Consider a function space $\mathcal{F}$ and functions $F : \mathbb{R}^P \to \mathcal{F}$ and $C : \mathcal{F} \to \mathbb{R}$. Now, the derivative of $C \circ F$ w.r.t. $\theta$ can be written down by means of the chain rule (using Fréchet derivatives/differentials):
$$\mathrm{d}(C \circ F)(\theta) = \mathrm{d}C(f_\theta) \circ \mathrm{d}F(\theta)$$
where $f_\theta = F(\theta)$.
Now, we want to optimise the parameters $\theta$ to minimise the function $C \circ F$. Using gradient descent for optimisation, the following relation should hold:
$$\mathrm{d}\theta_p(t)(1) = -\mathrm{d}(C \circ F)(\theta)(e_p),$$
with $\mathrm{d}\theta_p$ the partial derivative of $\theta \in \mathbb{R}^P$ w.r.t. the $p$-th component, and thus change to the function $f_\theta$ is given by
$$\mathrm{d}f_\theta(t) = \mathrm{d}F(\theta_t) \circ \mathrm{d}\theta(t).$$
This piece of mathematics comes from a paper that I roughly understand. Also the general idea behind the mathematics above is clear to me. However, there are some technicalities that cause some troubles for me:
- Is there any difference between differentials and derivatives and if yes, is there a way to express the difference(s) and similarit(y)(ies)? In this post it is stated that derivative and differential are different things. Also wikipedia states something in the same lines. However, the Fréchet derivative seems to be a differential to my untrained eye and when looking at the page for total derivative, derivative and differential are used interchangeably.

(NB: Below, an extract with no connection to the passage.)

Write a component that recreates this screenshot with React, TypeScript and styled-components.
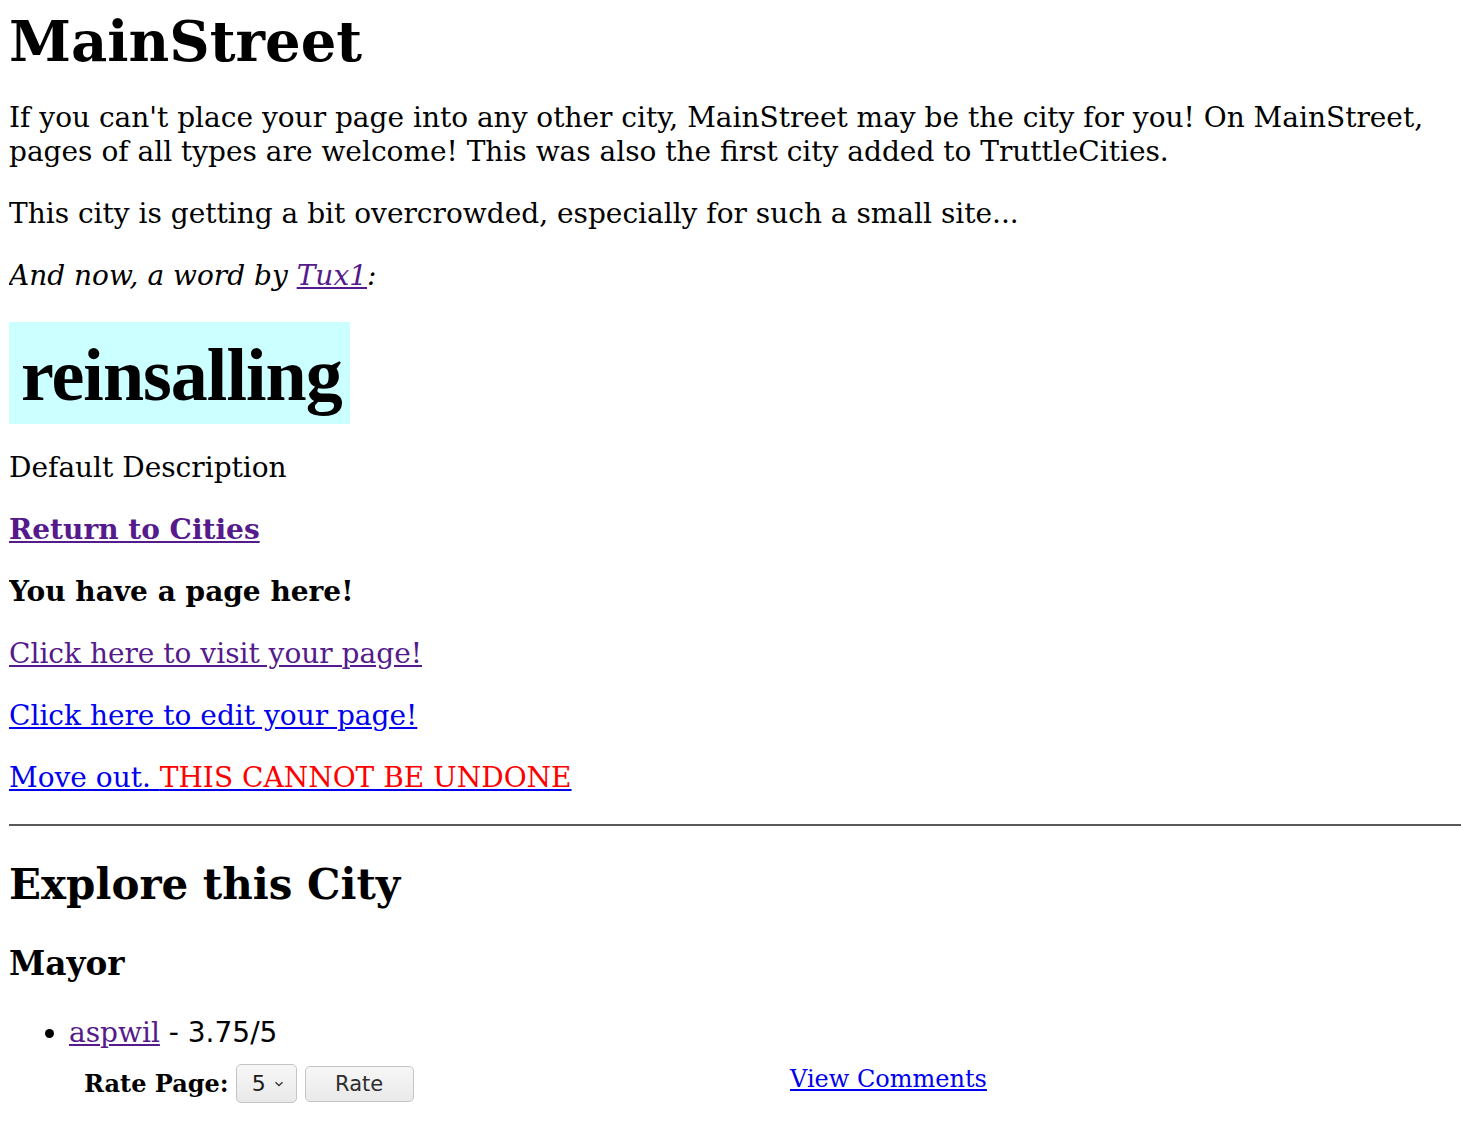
import React from "react";
import styled, { createGlobalStyle } from "styled-components";

const Global = createGlobalStyle`
  html, body { background: #ffffff; }
  body {
    margin: 8px 0 8px 9px;
    font-family: "DejaVu Serif", serif;
    font-size: 28px;
    line-height: 34px;
    color: #000000;
  }
`;

const Page = styled.main`
  display: block;
`;

const Title = styled.h1`
  font-size: 56px;
  font-weight: bold;
  margin: 0 0 -1px;
  line-height: normal;
`;

const Para = styled.p<{ $italic?: boolean; $bold?: boolean }>`
  margin: 28px 0;
  font-style: ${(p) => (p.$italic ? "italic" : "normal")};
  font-weight: ${(p) => (p.$bold ? "bold" : "normal")};
`;

const Link = styled.a<{ $visited?: boolean }>`
  color: ${(p) => (p.$visited ? "#551a8b" : "#0000ee")};
  text-decoration: underline;
  cursor: pointer;
`;

const CommentsLink = styled(Link)`
  align-self: start;
  margin-top: 1px;
`;

const Danger = styled.span`
  color: #ff0000;
`;

const BannerWrap = styled.div`
  margin: 29px 0 -1px;
  line-height: 0;
`;

const Banner = styled.div`
  display: inline-flex;
  align-items: flex-start;
  width: 341px;
  height: 102px;
  box-sizing: border-box;
  padding: 16px 0 0 12px;
  background: #ccffff;
  font-family: "Liberation Serif", "Times New Roman", serif;
  font-weight: bold;
  font-size: 74px;
  line-height: 1;
  letter-spacing: -1px;
  color: #000000;
`;

const Rule = styled.hr`
  border: none;
  border-top: 2px solid #595959;
  margin: 29px 0 0;
  height: 0;
`;

const Heading2 = styled.h2`
  font-size: 42px;
  line-height: normal;
  margin: 34px 0 35px;
`;

const Heading3 = styled.h3`
  font-size: 32.76px;
  line-height: normal;
  margin: 33px 0;
`;

const List = styled.ul`
  margin: 27px 0 0;
  padding-left: 60px;
`;

const Item = styled.li`
  list-style: disc;
`;

const Score = styled.span`
  font-family: "DejaVu Sans", sans-serif;
  font-size: 28px;
`;

const RateRow = styled.div`
  display: grid;
  grid-template-columns: 705px auto;
  align-items: center;
  justify-content: start;
  font-size: 24px;
  line-height: normal;
  padding: 14px 0 0 16px;
`;

const RateForm = styled.form`
  display: flex;
  align-items: center;
  gap: 8px;
  margin: 0;
`;

const RateLabel = styled.b`
  font-weight: bold;
  margin-left: -1px;
  margin-right: -1px;
`;

const Select = styled.div`
  display: inline-flex;
  align-items: center;
  gap: 8px;
  box-sizing: border-box;
  width: 61px;
  height: 39px;
  padding: 0 0 0 15px;
  border: 1px solid #c4c4c4;
  border-radius: 5px;
  background: linear-gradient(#f7f7f7, #e9e9e9);
  font-family: "DejaVu Sans", sans-serif;
  font-size: 22px;
  color: #1a1a1a;
`;

const Button = styled.button`
  box-sizing: border-box;
  width: 109px;
  height: 36px;
  border: 1px solid #c4c4c4;
  border-radius: 5px;
  background: linear-gradient(#f7f7f7, #e9e9e9);
  font-family: "DejaVu Sans", sans-serif;
  font-size: 21px;
  color: #2e2e2e;
  padding: 0;
`;

const Chevron = () => (
  <svg width="10" height="6" viewBox="0 0 10 6" aria-hidden="true">
    <path d="M1.5 1.2 L5 4.6 L8.5 1.2" fill="none" stroke="#3a3a3a" strokeWidth="1.4" />
  </svg>
);

export default function App() {
  return (
    <Page>
      <Global />
      <Title>MainStreet</Title>
      <Para>
        If you can't place your page into any other city, MainStreet may be the city for you! On MainStreet,
        pages of all types are welcome! This was also the first city added to TruttleCities.
      </Para>
      <Para>This city is getting a bit overcrowded, especially for such a small site...</Para>
      <Para $italic>
        And now, a word by <Link $visited>Tux1</Link>:
      </Para>
      <BannerWrap>
        <Banner>reinsalling</Banner>
      </BannerWrap>
      <Para>Default Description</Para>
      <Para $bold>
        <Link $visited>Return to Cities</Link>
      </Para>
      <Para $bold>You have a page here!</Para>
      <Para>
        <Link $visited>Click here to visit your page!</Link>
      </Para>
      <Para>
        <Link>Click here to edit your page!</Link>
      </Para>
      <Para>
        <Link>
          Move out. <Danger>THIS CANNOT BE UNDONE</Danger>
        </Link>
      </Para>
      <Rule />
      <Heading2>Explore this City</Heading2>
      <Heading3>Mayor</Heading3>
      <List>
        <Item>
          <Link $visited>aspwil</Link> <Score>- 3.75/5</Score>
          <RateRow>
            <RateForm>
              <RateLabel>Rate Page:</RateLabel>
              <Select>
                5 <Chevron />
              </Select>
              <Button type="button">Rate</Button>
            </RateForm>
            <CommentsLink>View Comments</CommentsLink>
          </RateRow>
        </Item>
      </List>
    </Page>
  );
}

- Is there a way to express $\mathrm{d}\theta(t)$ directly, given the expression for the partials $\mathrm{d}\theta_p(t)$? In an attempt to do it by myself, I had written something like $$\underbrace{\mathrm{d}\theta(t)}_{\mathbb{R} \to \mathbb{R}^P} = -\underbrace{\mathrm{d}(C \circ F) (\theta)}_{\mathbb{R}^P \to \mathbb{R}},$$ which obviously can not work. I realised that I might need a gradient rather than a derivative (I somehow always thought that gradients and derivatives are synonyms), but when using wikipedia as a reference again, a gradient can only be defined for functions $f : \mathbb{R}^N \to \mathbb{R}$. Although $C \circ F$ should have a gradient with this definition, it is unclear how it would be defined when applied to the chain rule. Again, I would be inclined to write something like $$\underbrace{\mathop{\nabla}(C \circ F)(\theta)}_{\mathbb{R} \to \mathbb{R}^P} = \underbrace{\mathop{\nabla}C(f_\theta)}_{\mathbb{R} \to \mathcal{F}} \circ \underbrace{\mathop{\nabla}F(\theta)}_{\mathcal{F} \to \mathbb{R}^P},$$ but that probably makes no sense again mathematically.
Any help or insights would be greatly appreciated.